Esse descompasso temporal é fundamental para a criação de um sentimento melancólico decadentista que contamina a relação entre o adoentado Diego (Jorge Martínez) e seu grande amigo e cuidador, Miguel (Patricio Wood).

O primeiro luta contra esse sentimento e se apega à fagulha de vida que lhe resta. Alegre, piadista, tem o dom de unir pessoas distintas e fazer com que o ambiente em que está seja propício à felicidade.

O segundo, Miguel, parece ter desistido da vida em Cuba e só tem os EUA em seu horizonte. Passa horas diante de um mapa, sonhando com cidades onde pretende morar.

É uma amizade improvável, e talvez por isso tenha tanta força. Um complementa o outro. Miguel tem a gravidade de alguém que entende a finitude, e com isso aceita de bom grado a missão de cuidar de Diego.

Diego, por outro lado, reconhece em Miguel essa estranha compaixão, e de certo modo entende que é justamente ele que o amigo precisa ter por perto: alguém com vontade de viver.

Alguns personagens secundários ajudam a engrandecer o filme. A começar por Yusisleydis (Gabriela Ramos), sobrinha de Diego, grávida aos 15 anos. Ela não se entende com a mãe e por isso encontra no quarto de Diego um possível lar.
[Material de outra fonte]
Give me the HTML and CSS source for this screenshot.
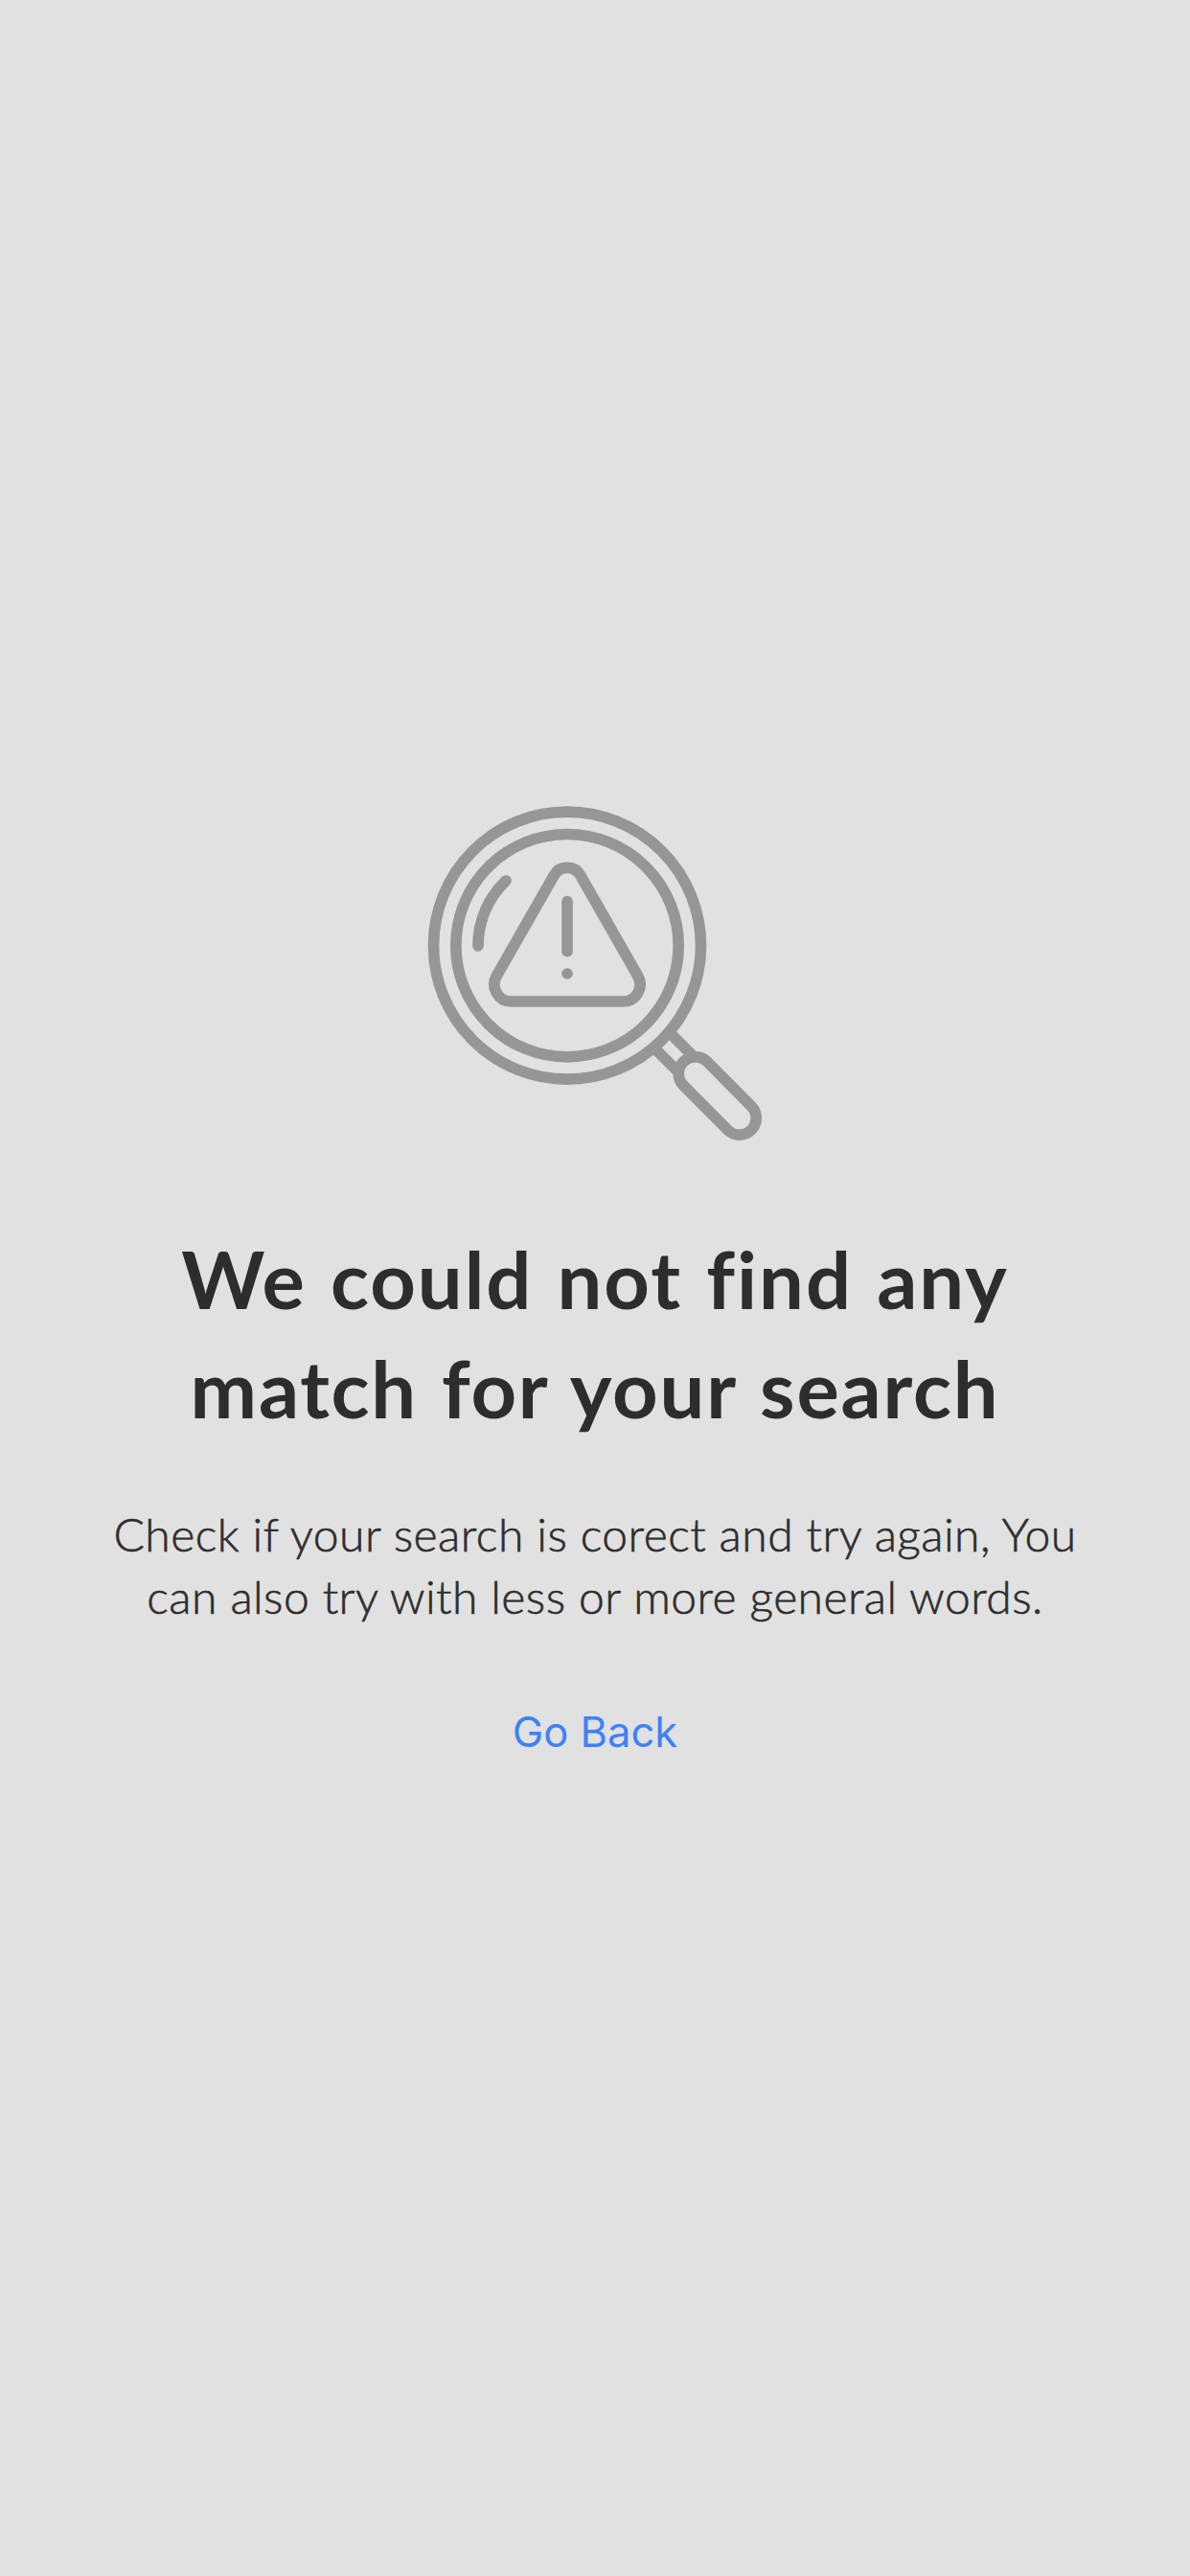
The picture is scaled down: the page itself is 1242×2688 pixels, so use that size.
FILE: index.html
```html
<!DOCTYPE html>
<html lang="en">
<head>
<meta charset="utf-8">
<title>No results</title>
<link rel="stylesheet" href="styles.css">
</head>
<body>
<main class="empty-state">
  <svg class="icon" viewBox="48 60 1050 1050" aria-hidden="true">
    <circle cx="486" cy="500" r="418.5"/>
    <circle cx="486" cy="500" r="348.5"/>
    <path class="round" d="M207 501A279 279 0 0 1 294 297"/>
    <path d="M443 283L266 593C244 630 270 675 310 675H662C702 675 728 630 706 593L529 283C510 247 462 247 443 283Z"/>
    <path class="round" d="M486 362V518"/>
    <circle class="dot" cx="486" cy="588" r="17.5"/>
    <path d="M812 778L878 844M764 826L832 894"/>
    <path d="M924.5 864L1062.500 1003A52.500 52.500 0 0 1 988 1077L850 938A52.500 52.500 0 0 1 924.500 864Z"/>
  </svg>
  <h1 class="title"><span class="title-top">We could not find any</span><br><span class="title-bottom">match for your search</span></h1>
  <p class="message">Check if your search is corect and try again, You<br>can also try with less or more general words.</p>
  <a class="back" href="#">Go Back</a>
</main>
</body>
</html>
```
FILE: styles.css
```css
body {
  margin: 0;
  background: #e1e1e1;
  color: #2d2d2d;
  font-family: Lato, sans-serif;
}

.empty-state {
  box-sizing: border-box;
  min-height: 2688px;
  padding-top: 840px;
  display: flex;
  flex-direction: column;
  align-items: center;
  text-align: center;
  white-space: nowrap;
}

.icon {
  width: 350px;
  height: 350px;
  fill: none;
  stroke: #969696;
  stroke-width: 35;
}

.icon .round {
  stroke-linecap: round;
}

.icon .dot {
  fill: #969696;
  stroke: none;
}

.title {
  margin: 87px 0 0;
  font-size: 83px;
  font-weight: 700;
  line-height: 114px;
  font-variant-ligatures: none;
  word-spacing: 3px;
}

.title-top {
  letter-spacing: 2px;
}

.title-bottom {
  letter-spacing: 1.8px;
}

.message {
  margin: 63px 0 0;
  font-size: 48px;
  font-weight: 300;
  line-height: 65px;
  letter-spacing: 0.45px;
  font-variant-ligatures: none;
  -webkit-text-stroke: 0.6px #2d2d2d;
}

.back {
  margin-top: 79px;
  color: #3c82f7;
  font-family: Inter, sans-serif;
  font-size: 43.5px;
  line-height: 60px;
  text-decoration: none;
}
```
Outra é Fefa (Carmen Solar), vizinha enigmática, meio mística, que ilumina a tela sempre que aparece. Não podemos esquecer de P4 (Cristian Jesús Pérez), o garoto de programa que se torna grande amigo de Diego.

HOMENAGEM

"Últimos Dias em Havana" tem uma boa dose de ingenuidade na maneira como o mágico invade a narrativa. O filme homenageia "Morango e Chocolate" (1993), o retorno do maior diretor cubano, Tomás Gutiérrez Alea, ao cinema. De alguma maneira, a magia de Alea contamina a representação.

Mas é raro encontrar boa dramaturgia com tamanha poesia no cinema contemporâneo.